■ TASK STATEMENT
Using the records below, count the lines with "React" in them. Give the number only.

■ Rows from a dataset of pages and code
#####

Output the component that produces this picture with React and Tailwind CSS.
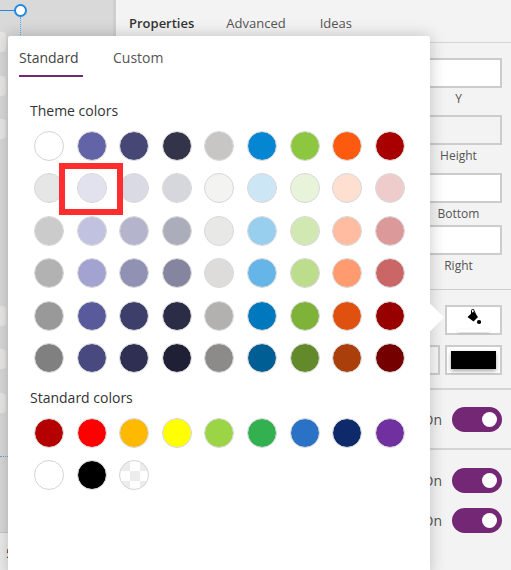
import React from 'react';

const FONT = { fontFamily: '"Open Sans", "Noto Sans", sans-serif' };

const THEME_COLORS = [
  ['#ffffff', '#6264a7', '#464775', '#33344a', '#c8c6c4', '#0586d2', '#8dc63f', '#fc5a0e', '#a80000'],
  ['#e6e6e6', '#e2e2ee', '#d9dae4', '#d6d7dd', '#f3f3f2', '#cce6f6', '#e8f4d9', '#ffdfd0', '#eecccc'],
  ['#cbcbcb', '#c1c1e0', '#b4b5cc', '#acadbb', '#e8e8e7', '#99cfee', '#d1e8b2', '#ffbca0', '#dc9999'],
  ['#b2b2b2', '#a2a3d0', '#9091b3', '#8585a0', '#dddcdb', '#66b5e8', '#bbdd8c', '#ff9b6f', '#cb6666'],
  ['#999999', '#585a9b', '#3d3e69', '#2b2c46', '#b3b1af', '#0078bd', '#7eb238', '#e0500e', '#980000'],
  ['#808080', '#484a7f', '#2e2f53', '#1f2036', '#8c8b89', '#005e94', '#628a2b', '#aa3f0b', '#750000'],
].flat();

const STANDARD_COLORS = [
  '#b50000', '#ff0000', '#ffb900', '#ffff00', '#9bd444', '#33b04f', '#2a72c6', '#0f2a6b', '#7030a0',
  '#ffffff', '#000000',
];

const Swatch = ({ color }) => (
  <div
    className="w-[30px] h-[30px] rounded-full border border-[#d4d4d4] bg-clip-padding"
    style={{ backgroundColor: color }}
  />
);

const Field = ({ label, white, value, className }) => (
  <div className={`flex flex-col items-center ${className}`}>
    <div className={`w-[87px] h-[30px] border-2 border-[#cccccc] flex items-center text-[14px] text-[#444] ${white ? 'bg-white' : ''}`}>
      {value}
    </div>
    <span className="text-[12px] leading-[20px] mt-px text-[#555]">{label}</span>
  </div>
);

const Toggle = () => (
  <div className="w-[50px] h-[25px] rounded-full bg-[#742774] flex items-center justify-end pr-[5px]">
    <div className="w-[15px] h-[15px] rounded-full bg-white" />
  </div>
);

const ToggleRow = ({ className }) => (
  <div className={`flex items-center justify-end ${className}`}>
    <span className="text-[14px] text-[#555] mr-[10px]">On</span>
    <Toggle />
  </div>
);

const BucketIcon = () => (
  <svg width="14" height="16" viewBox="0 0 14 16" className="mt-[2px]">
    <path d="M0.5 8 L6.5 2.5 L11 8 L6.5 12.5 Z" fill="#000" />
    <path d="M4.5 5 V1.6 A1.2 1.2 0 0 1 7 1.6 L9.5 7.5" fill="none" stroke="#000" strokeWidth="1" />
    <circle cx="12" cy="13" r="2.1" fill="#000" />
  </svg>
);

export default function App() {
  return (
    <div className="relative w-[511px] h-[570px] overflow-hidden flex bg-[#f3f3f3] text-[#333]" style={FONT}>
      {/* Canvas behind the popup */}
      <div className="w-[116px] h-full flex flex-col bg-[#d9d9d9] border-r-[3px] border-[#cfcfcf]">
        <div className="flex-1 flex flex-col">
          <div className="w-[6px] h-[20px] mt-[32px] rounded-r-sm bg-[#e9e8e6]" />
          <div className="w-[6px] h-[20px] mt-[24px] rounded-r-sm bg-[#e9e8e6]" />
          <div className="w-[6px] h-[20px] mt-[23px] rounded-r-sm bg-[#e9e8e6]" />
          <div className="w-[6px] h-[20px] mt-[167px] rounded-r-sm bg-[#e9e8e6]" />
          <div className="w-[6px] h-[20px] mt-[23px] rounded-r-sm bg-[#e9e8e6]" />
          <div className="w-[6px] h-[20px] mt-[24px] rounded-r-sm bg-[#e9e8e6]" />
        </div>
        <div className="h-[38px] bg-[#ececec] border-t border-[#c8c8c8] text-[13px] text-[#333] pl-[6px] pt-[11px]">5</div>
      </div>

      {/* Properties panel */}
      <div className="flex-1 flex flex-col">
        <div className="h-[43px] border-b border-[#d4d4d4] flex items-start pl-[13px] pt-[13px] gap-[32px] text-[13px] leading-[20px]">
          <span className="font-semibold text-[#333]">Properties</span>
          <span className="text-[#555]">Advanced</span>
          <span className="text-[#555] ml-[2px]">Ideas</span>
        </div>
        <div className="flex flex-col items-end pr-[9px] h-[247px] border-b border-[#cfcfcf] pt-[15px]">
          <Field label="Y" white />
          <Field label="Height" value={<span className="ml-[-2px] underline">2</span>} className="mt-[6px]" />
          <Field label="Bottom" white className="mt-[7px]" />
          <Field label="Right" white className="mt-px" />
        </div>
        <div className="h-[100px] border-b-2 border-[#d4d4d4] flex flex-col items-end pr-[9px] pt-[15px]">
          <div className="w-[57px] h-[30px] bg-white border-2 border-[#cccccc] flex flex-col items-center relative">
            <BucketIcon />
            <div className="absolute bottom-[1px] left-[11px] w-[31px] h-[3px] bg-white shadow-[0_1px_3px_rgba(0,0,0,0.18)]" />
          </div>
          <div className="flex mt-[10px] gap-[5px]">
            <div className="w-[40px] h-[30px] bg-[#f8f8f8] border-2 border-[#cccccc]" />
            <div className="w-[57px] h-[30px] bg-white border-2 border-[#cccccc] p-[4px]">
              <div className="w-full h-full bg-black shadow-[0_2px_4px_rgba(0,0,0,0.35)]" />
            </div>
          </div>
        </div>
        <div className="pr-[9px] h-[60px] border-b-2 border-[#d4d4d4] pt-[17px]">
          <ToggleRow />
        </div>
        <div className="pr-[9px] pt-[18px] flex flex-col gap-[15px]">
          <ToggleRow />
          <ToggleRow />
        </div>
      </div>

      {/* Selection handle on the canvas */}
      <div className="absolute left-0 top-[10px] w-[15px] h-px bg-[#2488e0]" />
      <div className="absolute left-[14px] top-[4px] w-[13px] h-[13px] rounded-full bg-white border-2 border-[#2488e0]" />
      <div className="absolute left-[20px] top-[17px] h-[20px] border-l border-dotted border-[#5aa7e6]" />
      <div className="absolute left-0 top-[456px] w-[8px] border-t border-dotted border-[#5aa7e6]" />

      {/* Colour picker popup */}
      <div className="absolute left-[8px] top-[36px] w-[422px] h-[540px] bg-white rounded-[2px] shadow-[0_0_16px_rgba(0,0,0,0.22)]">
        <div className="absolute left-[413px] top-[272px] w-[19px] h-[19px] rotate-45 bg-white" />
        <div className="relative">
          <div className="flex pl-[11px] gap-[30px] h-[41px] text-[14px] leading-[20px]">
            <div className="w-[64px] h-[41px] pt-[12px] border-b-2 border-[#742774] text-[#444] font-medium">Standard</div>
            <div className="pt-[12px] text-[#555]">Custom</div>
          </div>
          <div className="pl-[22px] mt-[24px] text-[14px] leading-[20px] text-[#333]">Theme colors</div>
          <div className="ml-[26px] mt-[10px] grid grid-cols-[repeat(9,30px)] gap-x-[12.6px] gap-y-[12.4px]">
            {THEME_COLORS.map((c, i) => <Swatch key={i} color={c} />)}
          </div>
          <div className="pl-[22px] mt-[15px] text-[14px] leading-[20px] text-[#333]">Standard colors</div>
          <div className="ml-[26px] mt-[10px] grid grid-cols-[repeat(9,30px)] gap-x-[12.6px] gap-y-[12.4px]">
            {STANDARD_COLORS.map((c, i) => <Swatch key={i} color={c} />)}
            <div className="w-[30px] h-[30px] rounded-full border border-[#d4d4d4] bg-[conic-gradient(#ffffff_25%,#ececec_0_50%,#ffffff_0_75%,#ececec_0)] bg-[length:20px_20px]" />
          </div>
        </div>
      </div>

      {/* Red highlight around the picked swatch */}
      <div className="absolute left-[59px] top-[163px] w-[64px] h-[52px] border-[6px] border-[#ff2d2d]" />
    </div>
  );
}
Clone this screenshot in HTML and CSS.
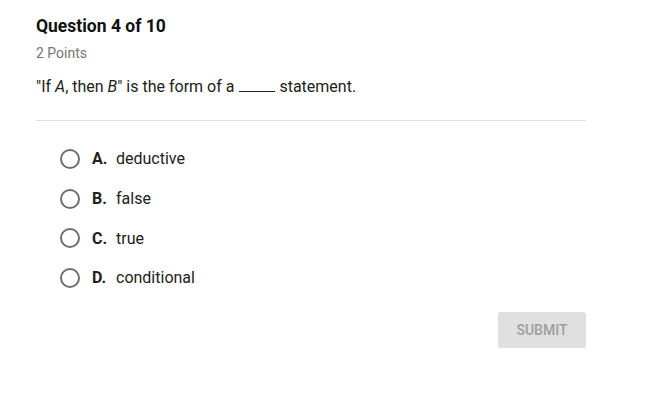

#####

■ ANSWER
2